Auf einen Blick
Von Berufes wegen müsste Jan-Egbert Sturm (55) ein Optimist sein – so wie die meisten Prognostiker. Doch der Blick in die Kristallkugel ist nach vor getrübt. «Wir sind pessimistischer geworden, aber es gäbe durchaus auch Grund zu einem gewissen Optimismus», erklärt der Leiter der Konjunkturforschungsstelle KOF der ETH Zürich.
Vor allem deshalb, weil sich die Schweizer Wirtschaft einmal mehr robuster präsentiert als diejenige in den Nachbarländern. Selbst die miese Stimmung in Deutschland und den starken Franken stecken wir fast problemlos weg – auch weil das Geld bei uns lockerer im Portemonnaie steckt als anderswo.
Sollte die Weltwirtschaft tatsächlich in diesem Jahr – so wie von der Organisation für wirtschaftliche Zusammenarbeit und Entwicklung (OECD) prognostiziert – etwas besser wachsen, die Schweiz stünde bereit.
Schweizer Wirtschaft nimmt Fahrt auf
Denn die Industrie kann im Moment ihre Produktionskapazitäten gar nicht voll ausschöpfen. Schlicht, weil die Nachfrage aus dem Ausland fehlt. «Eigentlich müssten wir jetzt einen Boom sehen, bestenfalls erreichen wir eine gewisse Normalisierung der Wachstumsraten», dämpft Sturm etwas die Erwartungen.
Die KOF hat ihre Prognosen deshalb leicht nach unten korrigiert: In diesem Jahr wird die Schweizer Wirtschaft mit 1,1 Prozent wachsen, 2025 mit 1,6 Prozent und 2026 mit 1,7 Prozent. Was für die Schweiz schon wieder ganz anständig wäre.
Geopolitische Risiken
Die Welt ist in Aufruhr, das ist für die Weltwirtschaft wenig gedeihlich. Der Ukraine-Konflikt ist nach wie vor ungelöst, der Nahe Osten steht kurz vor der Explosion. «Das sorgt für grosse Unsicherheit und senkt die Bereitschaft der Unternehmen, in die Zukunft zu investieren. Das tangiert besonders die Investitionsgüterindustrie», erklärt Sturm.
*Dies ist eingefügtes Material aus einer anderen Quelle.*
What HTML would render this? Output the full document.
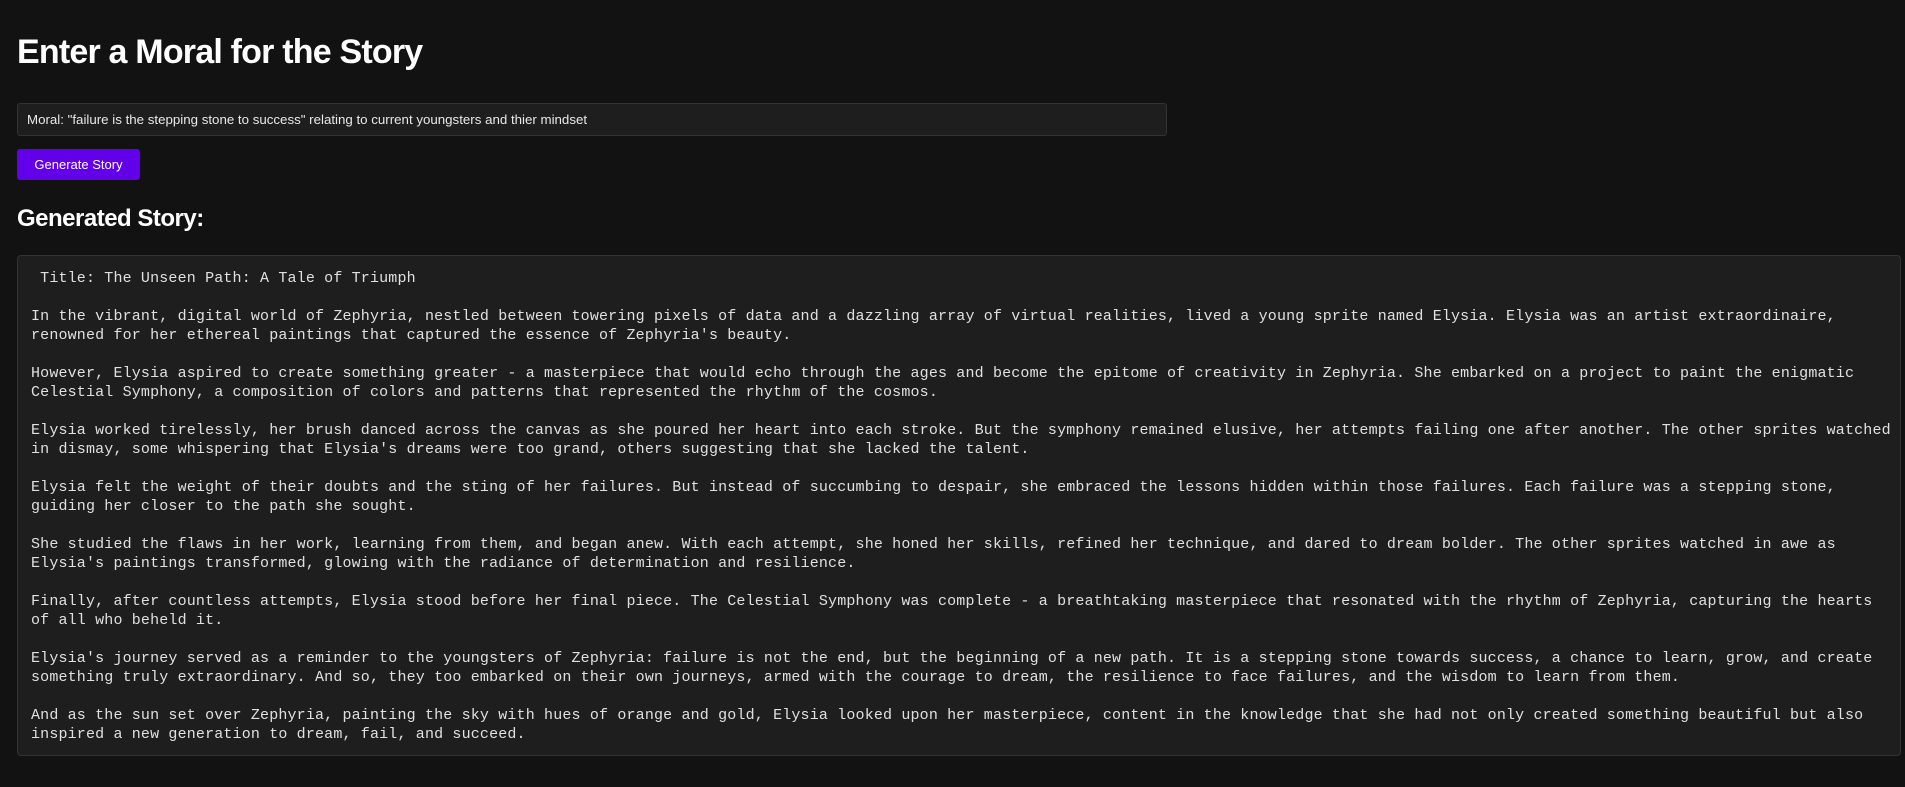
<!DOCTYPE html>
<html><head><meta charset="utf-8"><style>
html,body{margin:0;padding:0;background:#121212;width:1905px;height:787px;overflow:hidden;color:#fff;font-family:"Liberation Sans",sans-serif}
h1{position:absolute;left:17px;top:30px;margin:0;font-size:34px;font-weight:bold;letter-spacing:-0.8px;line-height:44px}
.inp{position:absolute;left:17px;top:103px;width:1139px;height:31px;background:#1e1e1e;border:1px solid #333;border-radius:3px;font-size:13.3px;line-height:31px;padding-left:9px;box-sizing:content-box;color:#e8e8e8}
.btn{position:absolute;left:17px;top:149px;width:123px;height:31px;background:#6200ea;border-radius:3px;font-size:13px;line-height:31px;text-align:center;color:#fff}
h2{position:absolute;left:17px;top:201px;margin:0;font-size:24px;font-weight:bold;letter-spacing:-0.5px;line-height:36px}
.story{position:absolute;left:17px;top:255px;width:1884px;height:501px;background:#1e1e1e;border:1px solid #333;border-radius:4px;box-sizing:border-box}
pre{margin:0;position:absolute;left:13px;top:13px;font-family:"Liberation Mono",monospace;font-size:15px;letter-spacing:0.16px;line-height:19px;color:#e0e0e0;white-space:pre}
</style></head><body>
<h1>Enter a Moral for the Story</h1>
<div class="inp">Moral: "failure is the stepping stone to success" relating to current youngsters and thier mindset</div>
<div class="btn">Generate Story</div>
<h2>Generated Story:</h2>
<div class="story"><pre> Title: The Unseen Path: A Tale of Triumph

In the vibrant, digital world of Zephyria, nestled between towering pixels of data and a dazzling array of virtual realities, lived a young sprite named Elysia. Elysia was an artist extraordinaire,
renowned for her ethereal paintings that captured the essence of Zephyria's beauty.

However, Elysia aspired to create something greater - a masterpiece that would echo through the ages and become the epitome of creativity in Zephyria. She embarked on a project to paint the enigmatic
Celestial Symphony, a composition of colors and patterns that represented the rhythm of the cosmos.

Elysia worked tirelessly, her brush danced across the canvas as she poured her heart into each stroke. But the symphony remained elusive, her attempts failing one after another. The other sprites watched
in dismay, some whispering that Elysia's dreams were too grand, others suggesting that she lacked the talent.

Elysia felt the weight of their doubts and the sting of her failures. But instead of succumbing to despair, she embraced the lessons hidden within those failures. Each failure was a stepping stone,
guiding her closer to the path she sought.

She studied the flaws in her work, learning from them, and began anew. With each attempt, she honed her skills, refined her technique, and dared to dream bolder. The other sprites watched in awe as
Elysia's paintings transformed, glowing with the radiance of determination and resilience.

Finally, after countless attempts, Elysia stood before her final piece. The Celestial Symphony was complete - a breathtaking masterpiece that resonated with the rhythm of Zephyria, capturing the hearts
of all who beheld it.

Elysia's journey served as a reminder to the youngsters of Zephyria: failure is not the end, but the beginning of a new path. It is a stepping stone towards success, a chance to learn, grow, and create
something truly extraordinary. And so, they too embarked on their own journeys, armed with the courage to dream, the resilience to face failures, and the wisdom to learn from them.

And as the sun set over Zephyria, painting the sky with hues of orange and gold, Elysia looked upon her masterpiece, content in the knowledge that she had not only created something beautiful but also
inspired a new generation to dream, fail, and succeed.</pre></div>
</body></html>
Das heisst, der Kauf neuer Maschinen wird erst einmal aufgeschoben. Die stark exportorientierten Maschinenbauer in der Schweiz spüren das besonders stark – genauso wie ihre Kollegen in Deutschland, einem der wichtigsten Absatzmärkte für die Schweizer Industrie. Die Folge: Bis in den kommenden Frühling ist kaum mit einem Aufschwung der Exportzahlen zu rechnen.
Wahlen in den USA
Die Schwäche der europäischen Konjunkturlokomotive Deutschland können nicht einmal die USA wettmachen, wo die Wirtschaft im Moment noch ganz anständig brummt. Wichtig wird sein, wer am 5. November die US-Präsidentschaftswahlen gewinnen wird. «Aus europäischer und wirtschaftlicher Sicht wäre ein Sieg von Kamala Harris (59) wünschenswert. Einfach, weil man bei Donald Trump (78) nie so genau weiss, was man wirklich bekommt», sagt Sturm.
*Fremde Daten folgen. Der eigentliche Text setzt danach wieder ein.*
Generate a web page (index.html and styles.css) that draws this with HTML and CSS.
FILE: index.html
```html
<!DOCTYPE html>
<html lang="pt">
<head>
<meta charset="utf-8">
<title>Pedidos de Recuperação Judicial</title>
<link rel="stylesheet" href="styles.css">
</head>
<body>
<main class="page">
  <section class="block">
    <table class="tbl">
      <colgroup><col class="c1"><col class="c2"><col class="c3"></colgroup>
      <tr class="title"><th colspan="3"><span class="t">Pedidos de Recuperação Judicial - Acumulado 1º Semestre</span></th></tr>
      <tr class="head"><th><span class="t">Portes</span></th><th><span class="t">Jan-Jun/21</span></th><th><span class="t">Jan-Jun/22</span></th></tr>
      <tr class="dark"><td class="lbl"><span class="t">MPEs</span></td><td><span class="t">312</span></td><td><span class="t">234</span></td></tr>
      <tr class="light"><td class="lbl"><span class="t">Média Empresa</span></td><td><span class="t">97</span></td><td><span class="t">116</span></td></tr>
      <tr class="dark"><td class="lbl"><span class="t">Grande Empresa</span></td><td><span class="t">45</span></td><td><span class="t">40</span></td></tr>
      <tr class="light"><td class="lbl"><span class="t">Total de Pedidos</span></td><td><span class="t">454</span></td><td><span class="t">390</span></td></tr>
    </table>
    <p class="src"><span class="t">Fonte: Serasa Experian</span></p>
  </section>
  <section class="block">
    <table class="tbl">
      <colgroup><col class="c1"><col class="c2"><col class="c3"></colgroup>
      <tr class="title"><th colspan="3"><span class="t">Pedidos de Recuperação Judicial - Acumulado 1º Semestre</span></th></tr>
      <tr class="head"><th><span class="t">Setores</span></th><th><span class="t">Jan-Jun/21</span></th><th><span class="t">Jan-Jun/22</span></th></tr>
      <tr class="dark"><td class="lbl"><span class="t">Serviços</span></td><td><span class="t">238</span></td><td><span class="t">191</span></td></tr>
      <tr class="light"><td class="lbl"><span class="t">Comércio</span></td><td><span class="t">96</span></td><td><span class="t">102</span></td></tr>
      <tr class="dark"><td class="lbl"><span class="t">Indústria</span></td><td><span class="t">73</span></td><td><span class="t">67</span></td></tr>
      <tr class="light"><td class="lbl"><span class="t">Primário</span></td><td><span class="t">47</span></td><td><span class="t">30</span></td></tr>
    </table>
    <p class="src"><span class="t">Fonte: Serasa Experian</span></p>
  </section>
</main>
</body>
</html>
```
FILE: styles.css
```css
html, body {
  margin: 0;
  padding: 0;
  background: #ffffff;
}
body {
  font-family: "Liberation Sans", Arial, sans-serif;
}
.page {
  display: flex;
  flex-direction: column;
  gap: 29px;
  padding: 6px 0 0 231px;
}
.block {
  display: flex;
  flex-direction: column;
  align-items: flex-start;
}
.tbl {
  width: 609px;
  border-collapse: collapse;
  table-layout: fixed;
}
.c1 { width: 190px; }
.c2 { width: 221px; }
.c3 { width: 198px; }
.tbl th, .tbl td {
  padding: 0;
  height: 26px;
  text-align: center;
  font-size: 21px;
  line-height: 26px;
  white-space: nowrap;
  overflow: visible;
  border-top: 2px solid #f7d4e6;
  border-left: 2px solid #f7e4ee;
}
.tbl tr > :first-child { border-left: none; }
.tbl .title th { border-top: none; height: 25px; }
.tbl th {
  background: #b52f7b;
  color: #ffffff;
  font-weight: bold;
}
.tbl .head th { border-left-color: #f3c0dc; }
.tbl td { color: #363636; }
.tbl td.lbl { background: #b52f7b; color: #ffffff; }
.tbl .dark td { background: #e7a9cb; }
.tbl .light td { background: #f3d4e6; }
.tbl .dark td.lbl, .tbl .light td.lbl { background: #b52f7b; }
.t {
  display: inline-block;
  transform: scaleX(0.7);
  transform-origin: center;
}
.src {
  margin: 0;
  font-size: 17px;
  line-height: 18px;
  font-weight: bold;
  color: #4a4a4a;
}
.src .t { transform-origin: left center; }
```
Binnenkonsum und Inflation
Wichtigste Stütze der Schweizer Wirtschaft ist und bleibt der Binnenkonsum. «In gewisser Art und Weise leben wir in der Schweiz schon auf einer Insel. All die Krisen rundherum belasten uns etwas weniger», erklärt der KOF-Leiter. So etwa auch die Teuerung: «Die Inflation in der Schweiz ist besiegt.» Die Inflationsrate dürfte sich gemäss KOF in den kommenden Jahren bei 0,7 Prozent einpendeln. Davon können andere Länder nur träumen.
Tiefes Zinsniveau
Das lässt Raum für weitere Zinssenkungen durch die Nationalbank. Die nächste am Donnerstag, die Übernächste noch im Dezember, glaubt Sturm. Dann ist aber Schluss: «Die SNB sollte sich noch etwas Pulver aufbewahren, sollte es doch zu einer grossen Krise der Weltwirtschaft kommen, wovon ich aber derzeit nicht ausgehe.»
Löhne und Arbeitsmarkt
Erfreulich: Weil die Löhne in der Schweiz steigen, die Teuerung aber tief ist, bleibt vielen real mehr Geld im Portemonnaie. Was wiederum gut für die Konsumentenstimmung und damit den Binnenkonsum ist. Einzig der Arbeitsmarkt muss uns etwas Sorge machen: «Der Aufbau neuer Stellen wird abflachen, die Arbeitslosenquote leicht ansteigen», glaubt Sturm.